In this script, we load the scraped data from the JSON file, iterate over the quotes, and count the occurrences of each tag.

We then sort the tags by count in descending order and select the top 10 tags.

Finally, we print the top 10 tags and their respective counts.

FAQs

FAQs About How to Use Scrapy in Python?

How do I run Python Scrapy?

To run Scrapy in Python, first, make sure Scrapy is installed.

Then, create a Scrapy project using the command scrapy startproject project_name.

Navigate to the project directory and define a spider.

Finally, run the spider using scrapy crawl spider_name.

How do you use Scrapy for beginners?

For beginners, start by installing Scrapy and creating a Scrapy project.

Define a spider by subclassing scrapy.Spider and implementing the parsing logic in the parse() method.

Use CSS or XPath selectors to extract data from web pages.

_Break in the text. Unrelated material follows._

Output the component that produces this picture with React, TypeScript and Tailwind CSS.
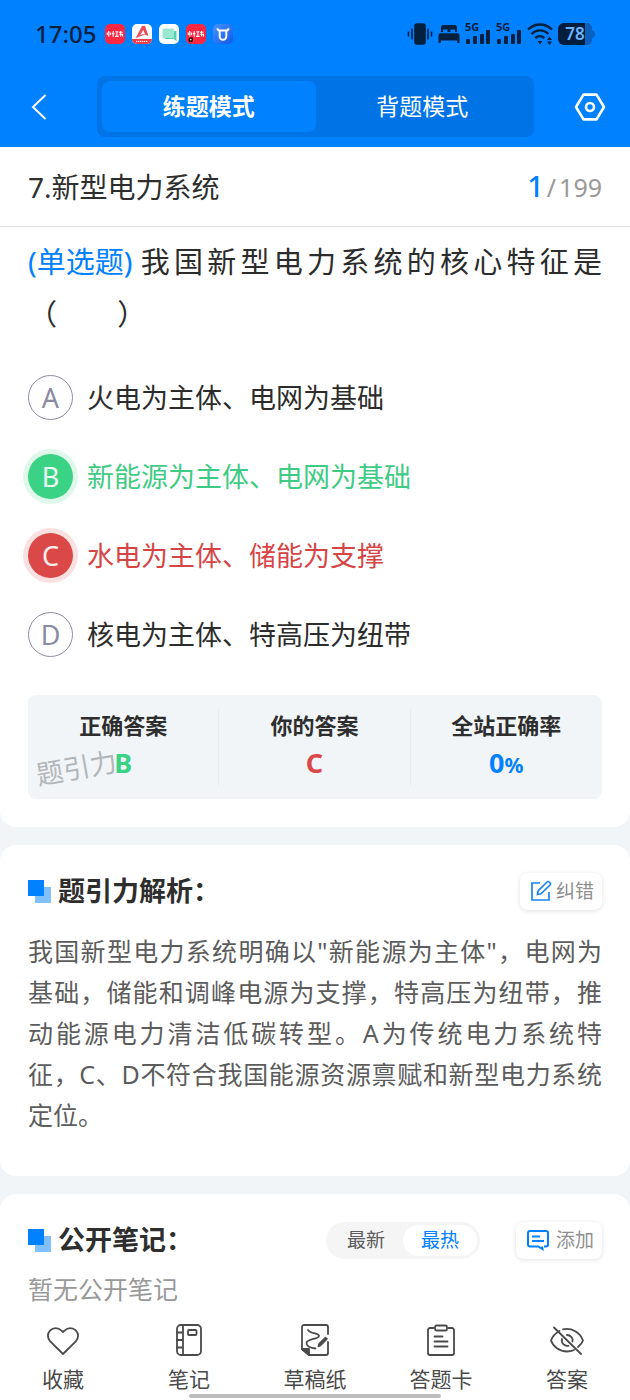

Run the spider using scrapy crawl spider_name and handle the extracted data as needed.

Why do we use Scrapy in Python?

Scrapy is a powerful web scraping framework in Python that provides a high-level and efficient way to extract data from websites.

It handles complexities like handling requests, managing cookies, and parsing HTML, allowing developers to focus on the data extraction logic.

Scrapy is widely used for scraping tasks due to its flexibility, scalability, and rich ecosystem.

How do you use Scrapy items?

Scrapy items are used to define the structure of the scraped data.

To use Scrapy items, create a Python class that subclasses scrapy.Item and define the fields you want to extract from the web pages.

In the spider, instantiate the item class, assign values to its fields, and yield the item to store the extracted data.

Wrapping Up

Conclusions: How to Use Scrapy in Python?

Scrapy is a powerful and flexible web scraping framework that provides a robust set of features for efficiently extracting data from websites.

By understanding the core concepts of Scrapy and implementing best practices, you can build reliable and scalable web scrapers for a wide range of scraping tasks.

Remember to always respect the website’s terms of service, use appropriate crawling politeness, and handle data ethically and responsibly.